Work to be completed:
Write out the listing below in full and exactly, leaving out every picture.

Raw data:
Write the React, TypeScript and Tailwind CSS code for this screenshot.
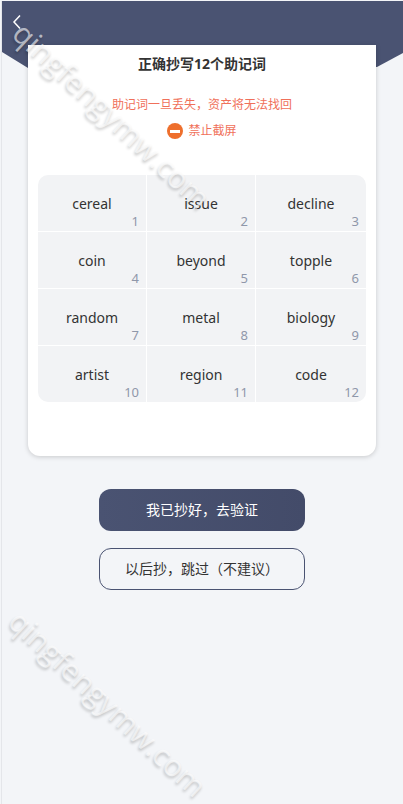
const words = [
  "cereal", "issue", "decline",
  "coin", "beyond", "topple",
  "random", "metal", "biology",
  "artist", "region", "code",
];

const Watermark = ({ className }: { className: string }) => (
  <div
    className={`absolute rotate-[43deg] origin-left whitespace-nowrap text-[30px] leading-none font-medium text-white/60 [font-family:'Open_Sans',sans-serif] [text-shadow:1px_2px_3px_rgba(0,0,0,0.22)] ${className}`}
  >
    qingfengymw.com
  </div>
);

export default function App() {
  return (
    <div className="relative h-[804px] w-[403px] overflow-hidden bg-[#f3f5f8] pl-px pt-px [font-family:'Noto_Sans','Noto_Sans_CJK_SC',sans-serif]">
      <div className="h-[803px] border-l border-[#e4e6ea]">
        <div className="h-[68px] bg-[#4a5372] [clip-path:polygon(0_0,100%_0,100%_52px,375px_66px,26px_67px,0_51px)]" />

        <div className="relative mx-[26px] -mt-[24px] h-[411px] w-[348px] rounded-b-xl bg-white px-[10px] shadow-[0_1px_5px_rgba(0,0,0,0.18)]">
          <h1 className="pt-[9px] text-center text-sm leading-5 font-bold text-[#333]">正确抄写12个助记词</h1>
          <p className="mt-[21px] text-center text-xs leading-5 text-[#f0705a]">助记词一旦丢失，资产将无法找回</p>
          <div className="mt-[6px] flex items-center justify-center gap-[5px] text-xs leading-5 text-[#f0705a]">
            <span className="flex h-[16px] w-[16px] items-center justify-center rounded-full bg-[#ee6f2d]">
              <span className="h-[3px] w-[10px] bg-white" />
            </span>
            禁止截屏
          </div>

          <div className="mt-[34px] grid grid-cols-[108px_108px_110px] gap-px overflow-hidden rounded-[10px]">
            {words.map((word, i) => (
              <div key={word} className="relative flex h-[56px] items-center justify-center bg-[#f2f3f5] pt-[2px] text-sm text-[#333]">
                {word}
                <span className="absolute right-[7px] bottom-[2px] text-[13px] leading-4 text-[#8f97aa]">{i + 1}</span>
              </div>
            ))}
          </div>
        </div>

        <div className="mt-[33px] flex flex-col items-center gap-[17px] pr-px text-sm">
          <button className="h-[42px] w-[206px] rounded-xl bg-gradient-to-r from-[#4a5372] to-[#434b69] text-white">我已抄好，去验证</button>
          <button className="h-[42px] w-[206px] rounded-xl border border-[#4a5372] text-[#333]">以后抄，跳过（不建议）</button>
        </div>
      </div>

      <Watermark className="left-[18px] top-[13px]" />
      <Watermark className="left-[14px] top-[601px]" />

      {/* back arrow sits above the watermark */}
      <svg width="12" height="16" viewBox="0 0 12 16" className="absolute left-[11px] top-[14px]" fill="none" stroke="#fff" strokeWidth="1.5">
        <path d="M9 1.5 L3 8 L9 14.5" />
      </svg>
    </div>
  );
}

Output for this task:
Write the React, TypeScript and Tailwind CSS code for this screenshot.
const words = [
  "cereal", "issue", "decline",
  "coin", "beyond", "topple",
  "random", "metal", "biology",
  "artist", "region", "code",
];

const Watermark = ({ className }: { className: string }) => (
  <div
    className={`absolute rotate-[43deg] origin-left whitespace-nowrap text-[30px] leading-none font-medium text-white/60 [font-family:'Open_Sans',sans-serif] [text-shadow:1px_2px_3px_rgba(0,0,0,0.22)] ${className}`}
  >
    qingfengymw.com
  </div>
);

export default function App() {
  return (
    <div className="relative h-[804px] w-[403px] overflow-hidden bg-[#f3f5f8] pl-px pt-px [font-family:'Noto_Sans','Noto_Sans_CJK_SC',sans-serif]">
      <div className="h-[803px] border-l border-[#e4e6ea]">
        <div className="h-[68px] bg-[#4a5372] [clip-path:polygon(0_0,100%_0,100%_52px,375px_66px,26px_67px,0_51px)]" />

        <div className="relative mx-[26px] -mt-[24px] h-[411px] w-[348px] rounded-b-xl bg-white px-[10px] shadow-[0_1px_5px_rgba(0,0,0,0.18)]">
          <h1 className="pt-[9px] text-center text-sm leading-5 font-bold text-[#333]">正确抄写12个助记词</h1>
          <p className="mt-[21px] text-center text-xs leading-5 text-[#f0705a]">助记词一旦丢失，资产将无法找回</p>
          <div className="mt-[6px] flex items-center justify-center gap-[5px] text-xs leading-5 text-[#f0705a]">
            <span className="flex h-[16px] w-[16px] items-center justify-center rounded-full bg-[#ee6f2d]">
              <span className="h-[3px] w-[10px] bg-white" />
            </span>
            禁止截屏
          </div>

          <div className="mt-[34px] grid grid-cols-[108px_108px_110px] gap-px overflow-hidden rounded-[10px]">
            {words.map((word, i) => (
              <div key={word} className="relative flex h-[56px] items-center justify-center bg-[#f2f3f5] pt-[2px] text-sm text-[#333]">
                {word}
                <span className="absolute right-[7px] bottom-[2px] text-[13px] leading-4 text-[#8f97aa]">{i + 1}</span>
              </div>
            ))}
          </div>
        </div>

        <div className="mt-[33px] flex flex-col items-center gap-[17px] pr-px text-sm">
          <button className="h-[42px] w-[206px] rounded-xl bg-gradient-to-r from-[#4a5372] to-[#434b69] text-white">我已抄好，去验证</button>
          <button className="h-[42px] w-[206px] rounded-xl border border-[#4a5372] text-[#333]">以后抄，跳过（不建议）</button>
        </div>
      </div>

      <Watermark className="left-[18px] top-[13px]" />
      <Watermark className="left-[14px] top-[601px]" />

      {/* back arrow sits above the watermark */}
      <svg width="12" height="16" viewBox="0 0 12 16" className="absolute left-[11px] top-[14px]" fill="none" stroke="#fff" strokeWidth="1.5">
        <path d="M9 1.5 L3 8 L9 14.5" />
      </svg>
    </div>
  );
}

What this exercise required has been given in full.